Salary arrears in income tax calculations is the outstanding amount that remains unpaid and is carried forward to the next year or salary cycle. When an employee receives a salary hike, but the updated salary is not paid immediately, the due amount is later paid as arrears. However, salary arrears increase the tax liability for individuals. This article explores the meaning of arrears, how to calculate arrears in salary, and its impact on income tax. It also provides insights into ways to save taxes on salary arrears.
Let us understand what arrears are. Arrears refer to overdue payments that should have been made earlier. With regards to salary, arrears indicate the salary paid to an employee for a previous month instead of the current month.
Consider an employee who receives a salary hike in May, effective from March. In this case, the employee will receive the hiked salary amount for March and April along with the salary for May. The amount received for March and April is referred to as arrears.
What is arrears in salary?
Salary arrears are amounts an employee was entitled to receive but were unpaid or pushed forward to a later date or payroll cycle. Arrears typically arise when an employee gets a salary increase or increment but starts receiving the updated salary in a subsequent month.
The difference between the new and old salaries for previous months is paid later in the form of arrears after the salary restructuring. So, arrears in salary represent the unpaid portion of an employee's earnings. The employee receives the differential amount along with his current month's salary.
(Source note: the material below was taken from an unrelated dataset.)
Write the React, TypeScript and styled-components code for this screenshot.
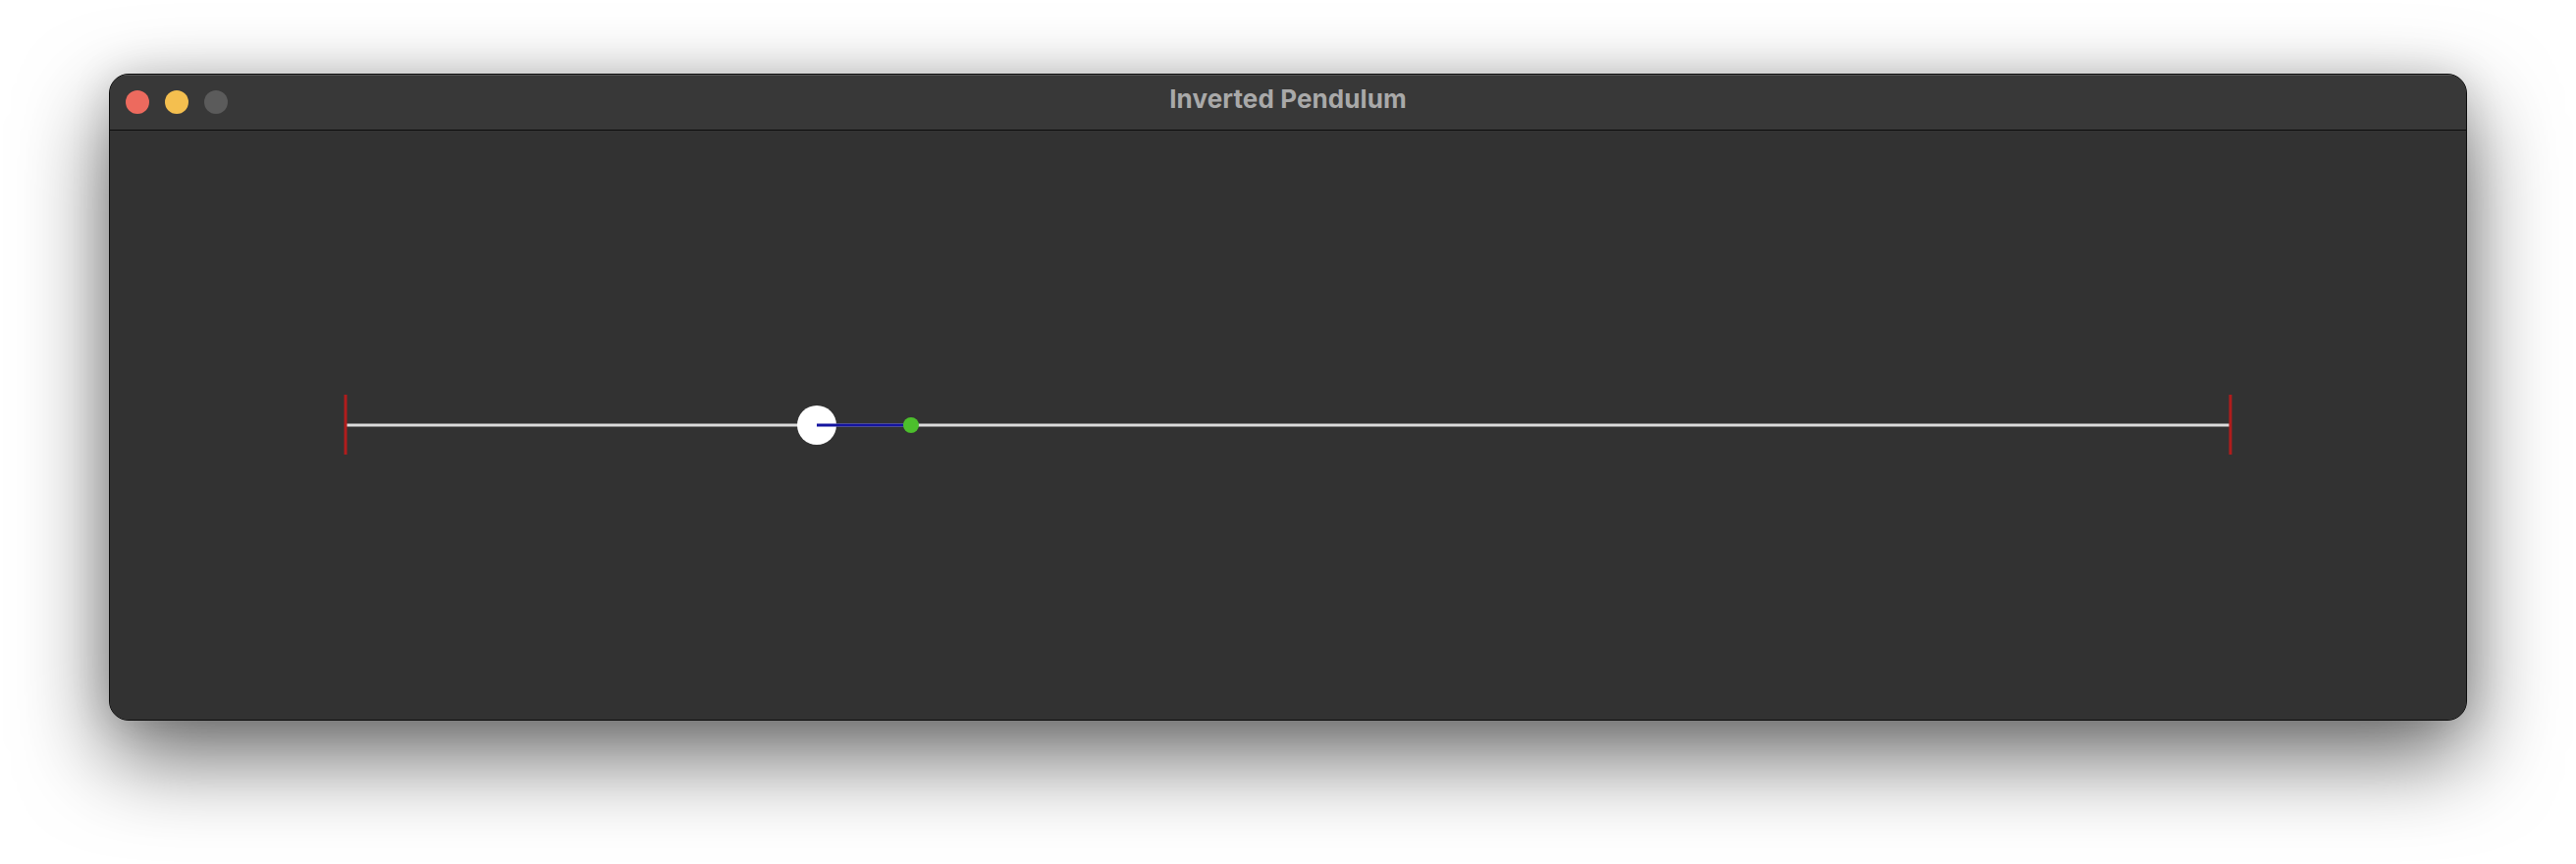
import styled, { createGlobalStyle } from 'styled-components';

const GlobalStyle = createGlobalStyle`
  html, body {
    margin: 0;
    padding: 0;
    background: #ffffff;
  }
  body {
    font-family: Inter, "Liberation Sans", Arial, sans-serif;
  }
`;

const Desktop = styled.div`
  width: 2624px;
  height: 880px;
  box-sizing: border-box;
  padding: 75px 0 0 111px;
  background: #ffffff;
  overflow: hidden;
`;

const Window = styled.div`
  width: 2402px;
  box-sizing: border-box;
  border: 1px solid #0c0c0c;
  border-radius: 20px;
  overflow: hidden;
  background: #323232;
  box-shadow:
    inset 0 0 0 1px rgba(255, 255, 255, 0.16),
    0 36px 90px rgba(0, 0, 0, 0.6),
    0 0 40px rgba(0, 0, 0, 0.12);
`;

const TitleBar = styled.div`
  position: relative;
  height: 56px;
  display: flex;
  align-items: center;
  justify-content: center;
  background: #383838;
  border-bottom: 1px solid #0e0e0e;
  box-shadow: inset 0 1px 0 rgba(255, 255, 255, 0.14);
`;

const Lights = styled.div`
  position: absolute;
  left: 16px;
  top: 0;
  bottom: 0;
  display: flex;
  align-items: center;
  gap: 16px;
`;

const Light = styled.span<{ $color: string }>`
  width: 24px;
  height: 24px;
  border-radius: 50%;
  background: ${(p) => p.$color};
`;

const Title = styled.div`
  font-size: 26px;
  font-weight: 700;
  color: #a9a9a9;
  letter-spacing: 0.1px;
  margin-bottom: 8px;
`;

const Canvas = styled.div`
  height: 600px;
  background: #323232;

  svg {
    display: block;
  }
`;

const track = { x1: 240, x2: 2160, y: 300 };
const cart = { x: 720, r: 20 };
const tip = { x: 816, r: 8 };

export default function App() {
  return (
    <>
      <GlobalStyle />
      <Desktop>
        <Window>
          <TitleBar>
            <Lights>
              <Light $color="#ed6a5e" />
              <Light $color="#f4bf4f" />
              <Light $color="#5b5b5b" />
            </Lights>
            <Title>Inverted Pendulum</Title>
          </TitleBar>
          <Canvas>
            <svg width="2400" height="600" viewBox="0 0 2400 600">
              <line x1={track.x1} y1={track.y} x2={track.x2} y2={track.y} stroke="#dcdcdc" strokeWidth="3" />
              <line x1={track.x1} y1={track.y - 31} x2={track.x1} y2={track.y + 30} stroke="#b01c1c" strokeWidth="3" />
              <line x1={track.x2} y1={track.y - 31} x2={track.x2} y2={track.y + 30} stroke="#b01c1c" strokeWidth="3" />
              <circle cx={cart.x} cy={track.y} r={cart.r} fill="#ffffff" />
              <line x1={cart.x} y1={track.y} x2={tip.x} y2={track.y} stroke="#1414a0" strokeWidth="3" />
              <circle cx={tip.x} cy={track.y} r={tip.r} fill="#4cbf2c" />
            </svg>
          </Canvas>
        </Window>
      </Desktop>
    </>
  );
}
How to calculate arrears in salary?
Arrear salary calculation considers the delayed or unpaid portion of an employee's earnings. Here's a simple example to illustrate the calculation process:
Let's assume an employee receives a salary hike of Rs.30,000/- in January, but the increment is reflected in March due to salary restructuring and backend processing. So, the employee would receive an arrear amount of Rs.60,000/- in April. This includes Rs.30,000/- for January and Rs.30,000/- for February, along with the increased salary.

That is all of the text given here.